Nuclear energy is also expected to play an important part in desalination. It is predicted that demand for water by 2030 will be 7 million cubic meters per day, 3 million more than current capacity.
In January, Energy Minister Prince Abdulaziz bin Salman told the World Economic Forum that Saudi Arabia could even use nuclear power to produce hydrogen gas, which burns cleanly but energy is required to extract it from water.
By embracing nuclear power, Saudi Arabia is not only taking steps to head off its own looming energy crisis, it is also contributing to the battle against global warming.
As Sama Bilbao y Leon, the director general of the World Nuclear Association, wrote in her foreword to the World Nuclear Performance Report ahead of the UN Climate Change Conference, COP26, in Glasgow last year: “Anything less (than) achieving net-zero greenhouse gas emissions by the middle of this century … will mean failing to meet the goals set in the Paris Agreement.”
It is, she added, “vital that the contribution made by nuclear generation increases to help reduce greenhouse gas emissions from fossil fuels.”
New analysis by the WNA has shown that since 1970, the emission of 72 billion tonnes of carbon dioxide has been avoided through the use of nuclear reactors, compared with the emissions that would have been created had coal-fired generation been used instead.
Saudi Arabia uses no coal whatsoever to generate power.
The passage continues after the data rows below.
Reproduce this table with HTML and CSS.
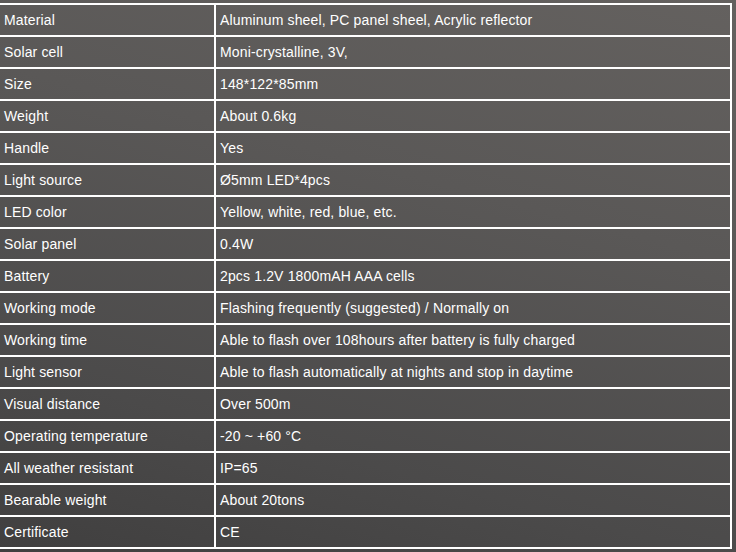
FILE: index.html
```html
<!DOCTYPE html>
<html>
<head>
<meta charset="utf-8">
<link rel="stylesheet" href="styles.css">
</head>
<body>
<table class="spec">
<tbody>
<tr><td class="label">Material</td><td class="value">Aluminum sheel, PC panel sheel, Acrylic reflector</td></tr>
<tr><td class="label">Solar cell</td><td class="value">Moni-crystalline, 3V,</td></tr>
<tr><td class="label">Size</td><td class="value">148*122*85mm</td></tr>
<tr><td class="label">Weight</td><td class="value">About 0.6kg</td></tr>
<tr><td class="label">Handle</td><td class="value">Yes</td></tr>
<tr><td class="label">Light source</td><td class="value">Ø5mm LED*4pcs</td></tr>
<tr><td class="label">LED color</td><td class="value">Yellow, white, red, blue, etc.</td></tr>
<tr><td class="label">Solar panel</td><td class="value">0.4W</td></tr>
<tr><td class="label">Battery</td><td class="value">2pcs 1.2V 1800mAH AAA cells</td></tr>
<tr><td class="label">Working mode</td><td class="value">Flashing frequently (suggested) / Normally on</td></tr>
<tr><td class="label">Working time</td><td class="value">Able to flash over 108hours after battery is fully charged</td></tr>
<tr><td class="label">Light sensor</td><td class="value">Able to flash automatically at nights and stop in daytime</td></tr>
<tr><td class="label">Visual distance</td><td class="value">Over 500m</td></tr>
<tr><td class="label">Operating temperature</td><td class="value">-20 ~ +60 °C</td></tr>
<tr><td class="label">All weather resistant</td><td class="value">IP=65</td></tr>
<tr><td class="label">Bearable weight</td><td class="value">About 20tons</td></tr>
<tr><td class="label">Certificate</td><td class="value">CE</td></tr>
</tbody>
</table>
</body>
</html>
```
FILE: styles.css
```css
html {
  height: 100%;
  background: linear-gradient(195deg, #64615f 0%, #5a5857 35%, #4b4a4a 75%, #403f3f 100%);
}
body {
  margin: 0;
  min-height: 100%;
  font-family: "Liberation Sans", Arial, sans-serif;
  font-size: 14px;
  letter-spacing: 0.15px;
  color: #ffffff;
}
.spec {
  margin-top: 3px;
  width: 732px;
  border-collapse: separate;
  border-spacing: 0;
  border-top: 2px solid #ffffff;
  table-layout: fixed;
}
.spec td {
  box-sizing: border-box;
  height: 32px;
  padding: 0 0 0 4px;
  border-right: 2px solid #ffffff;
  border-bottom: 2px solid #ffffff;
  vertical-align: middle;
  white-space: nowrap;
  line-height: 16px;
}
.spec .label {
  width: 216px;
}
.spec .value {
  width: 516px;
}
```
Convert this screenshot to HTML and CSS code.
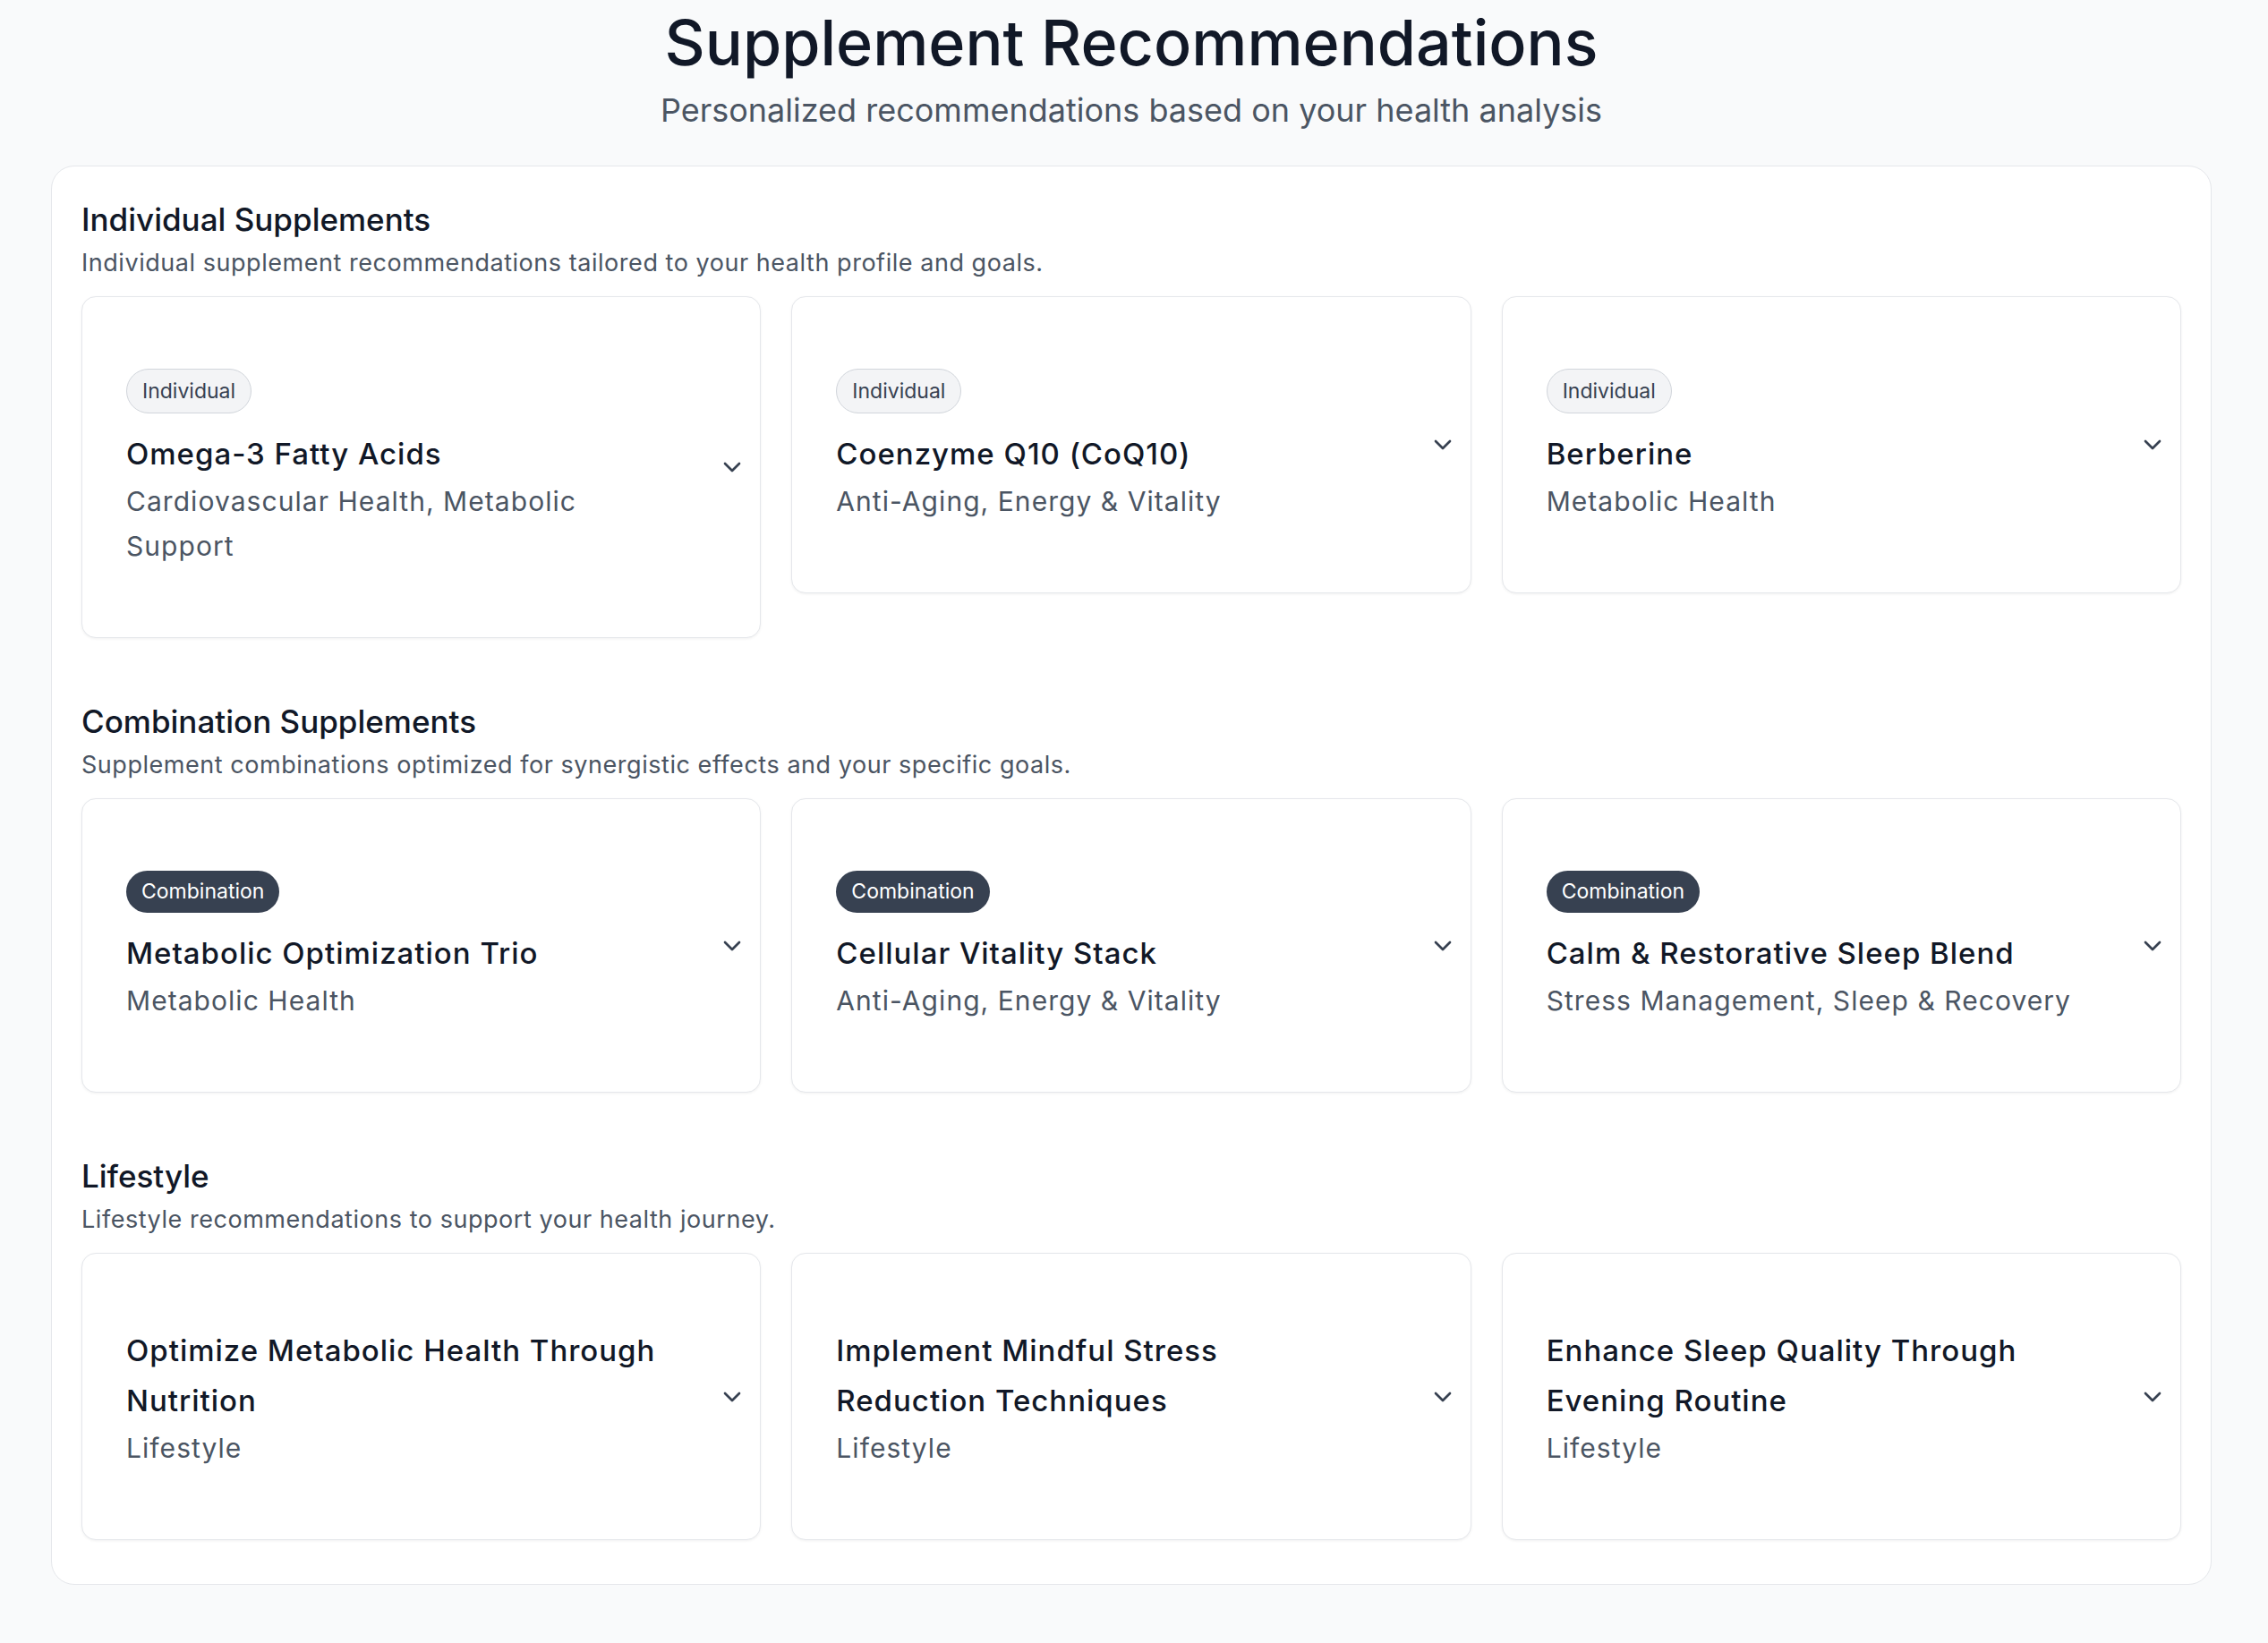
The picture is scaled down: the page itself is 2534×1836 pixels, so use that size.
FILE: index.html
```html
<!DOCTYPE html>
<html lang="en">
<head>
<meta charset="utf-8">
<title>Supplement Recommendations</title>
<link rel="stylesheet" href="styles.css">
</head>
<body>
<div class="page">
  <header class="hero">
    <h1 class="hero-title">Supplement Recommendations</h1>
    <p class="hero-sub">Personalized recommendations based on your health analysis</p>
  </header>

  <main class="panel">
    <section class="group">
      <h2 class="group-title">Individual Supplements</h2>
      <p class="group-desc">Individual supplement recommendations tailored to your health profile and goals.</p>
      <div class="grid">
        <article class="card">
          <div class="card-body">
            <span class="badge badge-light">Individual</span>
            <h3 class="card-title">Omega-3 Fatty Acids</h3>
            <p class="card-sub">Cardiovascular Health, Metabolic Support</p>
          </div>
          <svg class="chev" viewBox="0 0 24 24"><path d="m6 9 6 6 6-6"/></svg>
        </article>
        <article class="card">
          <div class="card-body">
            <span class="badge badge-light">Individual</span>
            <h3 class="card-title">Coenzyme Q10 (CoQ10)</h3>
            <p class="card-sub">Anti-Aging, Energy &amp; Vitality</p>
          </div>
          <svg class="chev" viewBox="0 0 24 24"><path d="m6 9 6 6 6-6"/></svg>
        </article>
        <article class="card">
          <div class="card-body">
            <span class="badge badge-light">Individual</span>
            <h3 class="card-title">Berberine</h3>
            <p class="card-sub">Metabolic Health</p>
          </div>
          <svg class="chev" viewBox="0 0 24 24"><path d="m6 9 6 6 6-6"/></svg>
        </article>
      </div>
    </section>

    <section class="group">
      <h2 class="group-title">Combination Supplements</h2>
      <p class="group-desc">Supplement combinations optimized for synergistic effects and your specific goals.</p>
      <div class="grid">
        <article class="card">
          <div class="card-body">
            <span class="badge badge-dark">Combination</span>
            <h3 class="card-title">Metabolic Optimization Trio</h3>
            <p class="card-sub">Metabolic Health</p>
          </div>
          <svg class="chev" viewBox="0 0 24 24"><path d="m6 9 6 6 6-6"/></svg>
        </article>
        <article class="card">
          <div class="card-body">
            <span class="badge badge-dark">Combination</span>
            <h3 class="card-title">Cellular Vitality Stack</h3>
            <p class="card-sub">Anti-Aging, Energy &amp; Vitality</p>
          </div>
          <svg class="chev" viewBox="0 0 24 24"><path d="m6 9 6 6 6-6"/></svg>
        </article>
        <article class="card">
          <div class="card-body">
            <span class="badge badge-dark">Combination</span>
            <h3 class="card-title">Calm &amp; Restorative Sleep Blend</h3>
            <p class="card-sub">Stress Management, Sleep &amp; Recovery</p>
          </div>
          <svg class="chev" viewBox="0 0 24 24"><path d="m6 9 6 6 6-6"/></svg>
        </article>
      </div>
    </section>

    <section class="group">
      <h2 class="group-title">Lifestyle</h2>
      <p class="group-desc">Lifestyle recommendations to support your health journey.</p>
      <div class="grid">
        <article class="card">
          <div class="card-body">
            <h3 class="card-title">Optimize Metabolic Health Through Nutrition</h3>
            <p class="card-sub">Lifestyle</p>
          </div>
          <svg class="chev" viewBox="0 0 24 24"><path d="m6 9 6 6 6-6"/></svg>
        </article>
        <article class="card">
          <div class="card-body">
            <h3 class="card-title">Implement Mindful Stress Reduction Techniques</h3>
            <p class="card-sub">Lifestyle</p>
          </div>
          <svg class="chev" viewBox="0 0 24 24"><path d="m6 9 6 6 6-6"/></svg>
        </article>
        <article class="card">
          <div class="card-body">
            <h3 class="card-title">Enhance Sleep Quality Through Evening Routine</h3>
            <p class="card-sub">Lifestyle</p>
          </div>
          <svg class="chev" viewBox="0 0 24 24"><path d="m6 9 6 6 6-6"/></svg>
        </article>
      </div>
    </section>
  </main>
</div>
</body>
</html>
```
FILE: styles.css
```css
* {
  box-sizing: border-box;
  margin: 0;
  padding: 0;
}

body {
  margin: 0;
  background: #f9fafb;
  font-family: Inter, "Noto Sans", "Liberation Sans", sans-serif;
  color: #111827;
}

.page {
  padding: 6px 63px 66px 57px;
}

.hero {
  text-align: center;
}

.hero-title {
  font-size: 70px;
  line-height: 84px;
  font-weight: 500;
  color: #111827;
}

.hero-sub {
  margin-top: 9px;
  font-size: 36px;
  line-height: 48px;
  color: #4b5563;
}

.panel {
  margin-top: 38px;
  background: #ffffff;
  border: 1px solid #e5e7eb;
  border-radius: 26px;
  padding: 37px 33px 49px;
}

.group + .group {
  margin-top: 71px;
}

.group-title {
  font-size: 35px;
  line-height: 44px;
  font-weight: 500;
  color: #111827;
}

.group-desc {
  margin-top: 9px;
  font-size: 27px;
  line-height: 36px;
  letter-spacing: 0.02em;
  color: #4b5563;
}

.grid {
  margin-top: 19px;
  display: grid;
  grid-template-columns: repeat(3, 1fr);
  gap: 34px;
  align-items: start;
}

.card {
  display: flex;
  align-items: center;
  background: #ffffff;
  border: 1px solid #e5e7eb;
  border-radius: 16px;
  box-shadow: 0 1px 3px rgba(0, 0, 0, 0.06);
  padding: 0 15px 0 49px;
}

.card-body {
  flex: 1;
  min-width: 0;
  display: flex;
  flex-direction: column;
  align-items: flex-start;
  padding: 80px 64px 77px 0;
}

.badge {
  display: inline-block;
  border-radius: 999px;
  font-size: 23px;
  white-space: nowrap;
}

.badge-light {
  height: 50px;
  line-height: 48px;
  padding: 0 17px;
  background: #f3f4f6;
  border: 1px solid #d1d5db;
  color: #374151;
}

.badge-dark {
  height: 47px;
  line-height: 47px;
  padding: 0 17px;
  background: #374151;
  color: #ffffff;
}

.badge + .card-title {
  margin-top: 17px;
}

.card-title {
  font-size: 33px;
  line-height: 56px;
  font-weight: 500;
  letter-spacing: 0.03em;
  color: #111827;
}

.card-sub {
  font-size: 30px;
  line-height: 50px;
  letter-spacing: 0.035em;
  color: #4b5563;
}

.chev {
  flex: none;
  width: 32px;
  height: 32px;
  fill: none;
  stroke: #374151;
  stroke-width: 2;
  stroke-linecap: round;
  stroke-linejoin: round;
}
```
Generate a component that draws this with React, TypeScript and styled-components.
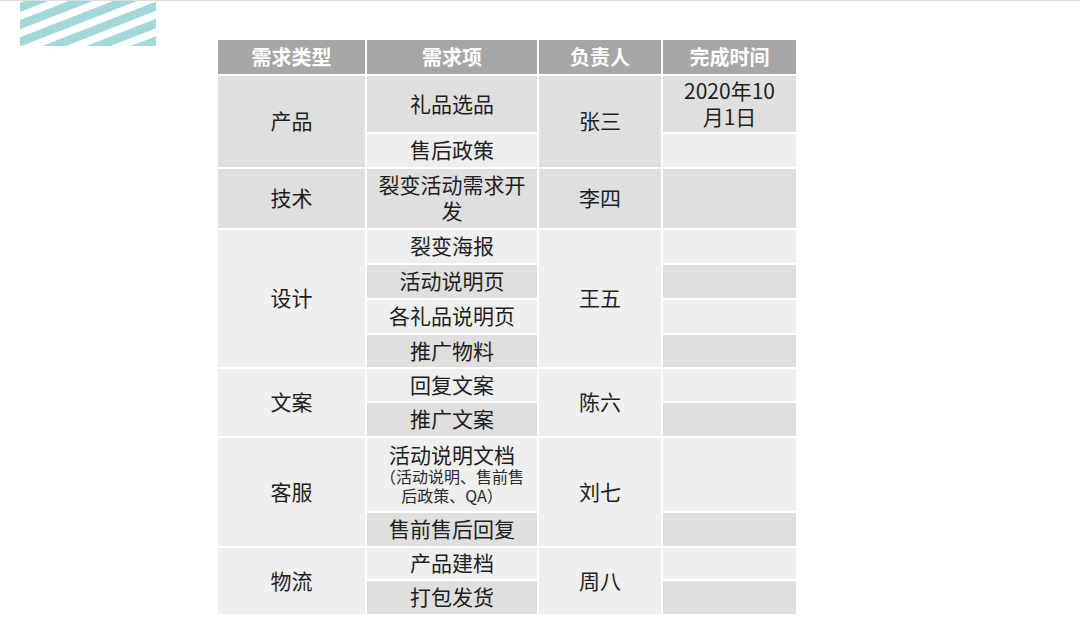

In 2020 it generated its electricity using a mix of natural gas (61 percent) and oil (39 percent). Of the two, burning gas creates the lower volume of greenhouse gases — and half as much as coal — producing far fewer pollutants in the process.
Nevertheless, both oil and gas contribute significantly to the Kingdom’s carbon footprint, which is why, in January 2021, Prince Abdulaziz said the country is committed to becoming carbon neutral by 2060.
The first major destination on that journey will be reached in 2030, by which time Saudi Arabia aims to source 50 percent of its electricity from renewable sources, including wind, solar and nuclear power.
It is 84 years since the discovery of oil in Dhahran transformed the fortunes of Saudi Arabia. The oil will continue to flow for some years to come, funding the development of the renewable technologies — wind, solar and nuclear — that will eventually consign fossil fuels to history.
But it is uranium — the second gift bestowed, improbably, by the ground upon Saudi Arabia — that will power its economy and light its way into the future.